--- THE PROBLEM ---
Repeat the listing that follows, character for character, minus the pictures.

## start RECORDED DATA

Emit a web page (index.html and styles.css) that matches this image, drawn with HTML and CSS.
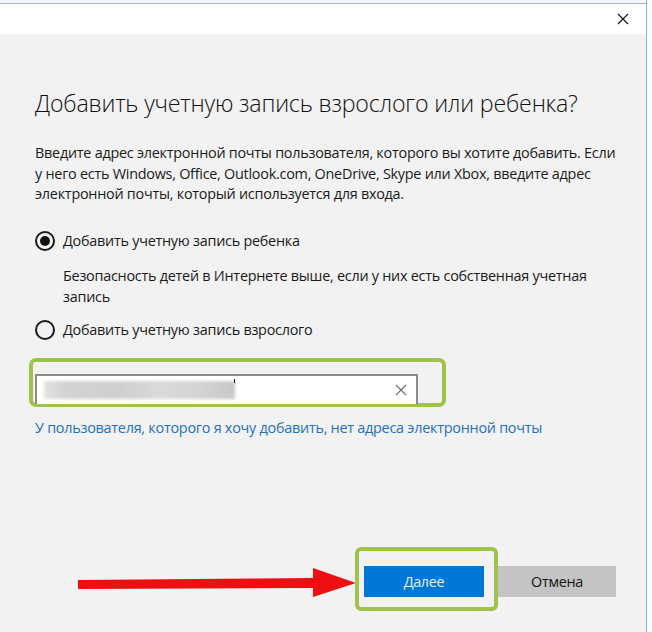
FILE: index.html
```html
<!DOCTYPE html>
<html lang="ru">
<head>
<meta charset="utf-8">
<link rel="stylesheet" href="styles.css">
</head>
<body>
<div class="win">
  <div class="topstrip"></div>
  <div class="titlebar">
    <span class="close">
      <svg width="12" height="12" viewBox="0 0 12 12"><path d="M1 1L11 11M11 1L1 11" stroke="#111" stroke-width="1.1" fill="none"/></svg>
    </span>
  </div>
  <div class="content">
    <h1 class="heading">Добавить учетную запись взрослого или ребенка?</h1>
    <p class="intro">Введите адрес электронной почты пользователя, которого вы хотите добавить. Если у него есть Windows, Office, Outlook.com, OneDrive, Skype или Xbox, введите адрес электронной почты, который используется для входа.</p>
    <div class="radio-row">
      <span class="radio checked"></span>
      <span class="label">Добавить учетную запись ребенка</span>
    </div>
    <p class="desc">Безопасность детей в Интернете выше, если у них есть собственная учетная запись</p>
    <div class="radio-row second">
      <span class="radio"></span>
      <span class="label">Добавить учетную запись взрослого</span>
    </div>
    <div class="hl-box">
      <div class="input">
        <span class="blur"></span>
        <span class="caret"></span>
        <svg class="clear" width="12" height="12" viewBox="0 0 12 12"><path d="M1 1L11 11M11 1L1 11" stroke="#6d6d6d" stroke-width="1.1" fill="none"/></svg>
      </div>
    </div>
    <a class="link" href="#">У пользователя, которого я хочу добавить, нет адреса электронной почты</a>
  </div>
  <div class="footer">
    <svg class="arrow" width="278" height="32" viewBox="0 0 278 32">
      <polygon points="0,14 236,12 236,22 0,23" fill="#ee1010"/>
      <polygon points="235,2 278,17 235,31" fill="#ee1010"/>
    </svg>
    <div class="hl-btn">
      <button class="btn primary">Далее</button>
    </div>
    <button class="btn secondary">Отмена</button>
  </div>
</div>
</body>
</html>
```

FILE: styles.css
```css
html, body {
  margin: 0;
  padding: 0;
}
body {
  background: #fbfcfd;
  font-family: "Open Sans", "Liberation Sans", sans-serif;
  color: #1a1a1a;
}
.win {
  width: 646px;
  height: 632px;
  background: #f2f2f2;
  border-right: 1px solid #8fb0cc;
  display: flex;
  flex-direction: column;
}
.topstrip {
  height: 3px;
  background: #f3f6f8;
  border-bottom: 1px solid #a4b3bf;
}
.titlebar {
  height: 30px;
  background: #ffffff;
  display: flex;
  justify-content: flex-end;
  align-items: center;
  padding-right: 17px;
}
.close {
  display: flex;
  width: 12px;
  height: 12px;
  margin-top: 0;
}
.content {
  padding-left: 35px;
  display: flex;
  flex-direction: column;
  align-items: flex-start;
}
.heading {
  margin: 53px 0 0;
  font-size: 23.2px;
  font-weight: 300;
  line-height: 32px;
  color: #111;
  letter-spacing: -0.2px;
}
.intro {
  margin: 24px 0 0;
  width: 582px;
  font-size: 14.4px;
  line-height: 20.5px;
  letter-spacing: -0.25px;
}
.radio-row {
  display: flex;
  align-items: center;
  gap: 8px;
  height: 20px;
  margin-top: 26px;
}
.radio-row.second {
  margin-top: 13px;
}
.radio {
  width: 20px;
  height: 20px;
  box-sizing: border-box;
  border: 2px solid #1a1a1a;
  border-radius: 50%;
  display: flex;
  align-items: center;
  justify-content: center;
}
.radio.checked::after {
  content: "";
  width: 10px;
  height: 10px;
  border-radius: 50%;
  background: #111;
}
.label {
  font-size: 14.4px;
  letter-spacing: -0.25px;
}
.desc {
  margin: 14px 0 0 28px;
  width: 540px;
  font-size: 14.4px;
  line-height: 21px;
  letter-spacing: -0.25px;
}
.hl-box {
  margin: 18px 0 0 -6px;
  width: 383px;
  border: 4px solid #9ec24a;
  border-radius: 7px;
  padding: 12px 24px 0 2px;
}
.input {
  position: relative;
  height: 30px;
  width: 383px;
  box-sizing: border-box;
  background: #fff;
  border: 2px solid #8c8c8c;
  border-bottom: none;
  margin-bottom: -1px;
  display: flex;
  align-items: center;
  padding-left: 7px;
}
.blur {
  width: 191px;
  height: 18px;
  background: linear-gradient(90deg, #e2e2e2 0%, #d2d2d2 12%, #cfcfcf 40%, #dadada 60%, #d4d4d4 80%, #c8c8c8 100%);
  filter: blur(1.5px);
}
.caret {
  position: absolute;
  left: 197px;
  top: 3px;
  width: 1px;
  height: 4px;
  background: #111;
}
.clear {
  position: absolute;
  right: 9px;
  top: 8px;
}
.link {
  margin-top: 11px;
  font-size: 14.4px;
  line-height: 20px;
  color: #1f70bf;
  text-decoration: none;
  letter-spacing: -0.25px;
}
.footer {
  margin-top: auto;
  margin-bottom: 21px;
  display: flex;
  align-items: flex-start;
  padding-left: 78px;
}
.arrow {
  margin-top: 19px;
  display: block;
}
.hl-btn {
  margin-left: -1px;
  border: 4px solid #9ec24a;
  border-radius: 6px;
  padding: 15px 10px 10px 5px;
  display: flex;
}
.btn {
  height: 31px;
  border: none;
  font-family: "Open Sans", "Liberation Sans", sans-serif;
  font-size: 14.4px;
  letter-spacing: -0.3px;
  padding: 0;
}
.primary {
  width: 120px;
  background: #0078d7;
  color: #e6f3ff;
}
.secondary {
  width: 118px;
  margin-top: 19px;
  background: #c4c4c4;
  color: #111;
}
```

## end RECORDED DATA

--- EXERCISE RESULT ---
Emit a web page (index.html and styles.css) that matches this image, drawn with HTML and CSS.
FILE: index.html
```html
<!DOCTYPE html>
<html lang="ru">
<head>
<meta charset="utf-8">
<link rel="stylesheet" href="styles.css">
</head>
<body>
<div class="win">
  <div class="topstrip"></div>
  <div class="titlebar">
    <span class="close">
      <svg width="12" height="12" viewBox="0 0 12 12"><path d="M1 1L11 11M11 1L1 11" stroke="#111" stroke-width="1.1" fill="none"/></svg>
    </span>
  </div>
  <div class="content">
    <h1 class="heading">Добавить учетную запись взрослого или ребенка?</h1>
    <p class="intro">Введите адрес электронной почты пользователя, которого вы хотите добавить. Если у него есть Windows, Office, Outlook.com, OneDrive, Skype или Xbox, введите адрес электронной почты, который используется для входа.</p>
    <div class="radio-row">
      <span class="radio checked"></span>
      <span class="label">Добавить учетную запись ребенка</span>
    </div>
    <p class="desc">Безопасность детей в Интернете выше, если у них есть собственная учетная запись</p>
    <div class="radio-row second">
      <span class="radio"></span>
      <span class="label">Добавить учетную запись взрослого</span>
    </div>
    <div class="hl-box">
      <div class="input">
        <span class="blur"></span>
        <span class="caret"></span>
        <svg class="clear" width="12" height="12" viewBox="0 0 12 12"><path d="M1 1L11 11M11 1L1 11" stroke="#6d6d6d" stroke-width="1.1" fill="none"/></svg>
      </div>
    </div>
    <a class="link" href="#">У пользователя, которого я хочу добавить, нет адреса электронной почты</a>
  </div>
  <div class="footer">
    <svg class="arrow" width="278" height="32" viewBox="0 0 278 32">
      <polygon points="0,14 236,12 236,22 0,23" fill="#ee1010"/>
      <polygon points="235,2 278,17 235,31" fill="#ee1010"/>
    </svg>
    <div class="hl-btn">
      <button class="btn primary">Далее</button>
    </div>
    <button class="btn secondary">Отмена</button>
  </div>
</div>
</body>
</html>
```

FILE: styles.css
```css
html, body {
  margin: 0;
  padding: 0;
}
body {
  background: #fbfcfd;
  font-family: "Open Sans", "Liberation Sans", sans-serif;
  color: #1a1a1a;
}
.win {
  width: 646px;
  height: 632px;
  background: #f2f2f2;
  border-right: 1px solid #8fb0cc;
  display: flex;
  flex-direction: column;
}
.topstrip {
  height: 3px;
  background: #f3f6f8;
  border-bottom: 1px solid #a4b3bf;
}
.titlebar {
  height: 30px;
  background: #ffffff;
  display: flex;
  justify-content: flex-end;
  align-items: center;
  padding-right: 17px;
}
.close {
  display: flex;
  width: 12px;
  height: 12px;
  margin-top: 0;
}
.content {
  padding-left: 35px;
  display: flex;
  flex-direction: column;
  align-items: flex-start;
}
.heading {
  margin: 53px 0 0;
  font-size: 23.2px;
  font-weight: 300;
  line-height: 32px;
  color: #111;
  letter-spacing: -0.2px;
}
.intro {
  margin: 24px 0 0;
  width: 582px;
  font-size: 14.4px;
  line-height: 20.5px;
  letter-spacing: -0.25px;
}
.radio-row {
  display: flex;
  align-items: center;
  gap: 8px;
  height: 20px;
  margin-top: 26px;
}
.radio-row.second {
  margin-top: 13px;
}
.radio {
  width: 20px;
  height: 20px;
  box-sizing: border-box;
  border: 2px solid #1a1a1a;
  border-radius: 50%;
  display: flex;
  align-items: center;
  justify-content: center;
}
.radio.checked::after {
  content: "";
  width: 10px;
  height: 10px;
  border-radius: 50%;
  background: #111;
}
.label {
  font-size: 14.4px;
  letter-spacing: -0.25px;
}
.desc {
  margin: 14px 0 0 28px;
  width: 540px;
  font-size: 14.4px;
  line-height: 21px;
  letter-spacing: -0.25px;
}
.hl-box {
  margin: 18px 0 0 -6px;
  width: 383px;
  border: 4px solid #9ec24a;
  border-radius: 7px;
  padding: 12px 24px 0 2px;
}
.input {
  position: relative;
  height: 30px;
  width: 383px;
  box-sizing: border-box;
  background: #fff;
  border: 2px solid #8c8c8c;
  border-bottom: none;
  margin-bottom: -1px;
  display: flex;
  align-items: center;
  padding-left: 7px;
}
.blur {
  width: 191px;
  height: 18px;
  background: linear-gradient(90deg, #e2e2e2 0%, #d2d2d2 12%, #cfcfcf 40%, #dadada 60%, #d4d4d4 80%, #c8c8c8 100%);
  filter: blur(1.5px);
}
.caret {
  position: absolute;
  left: 197px;
  top: 3px;
  width: 1px;
  height: 4px;
  background: #111;
}
.clear {
  position: absolute;
  right: 9px;
  top: 8px;
}
.link {
  margin-top: 11px;
  font-size: 14.4px;
  line-height: 20px;
  color: #1f70bf;
  text-decoration: none;
  letter-spacing: -0.25px;
}
.footer {
  margin-top: auto;
  margin-bottom: 21px;
  display: flex;
  align-items: flex-start;
  padding-left: 78px;
}
.arrow {
  margin-top: 19px;
  display: block;
}
.hl-btn {
  margin-left: -1px;
  border: 4px solid #9ec24a;
  border-radius: 6px;
  padding: 15px 10px 10px 5px;
  display: flex;
}
.btn {
  height: 31px;
  border: none;
  font-family: "Open Sans", "Liberation Sans", sans-serif;
  font-size: 14.4px;
  letter-spacing: -0.3px;
  padding: 0;
}
.primary {
  width: 120px;
  background: #0078d7;
  color: #e6f3ff;
}
.secondary {
  width: 118px;
  margin-top: 19px;
  background: #c4c4c4;
  color: #111;
}
```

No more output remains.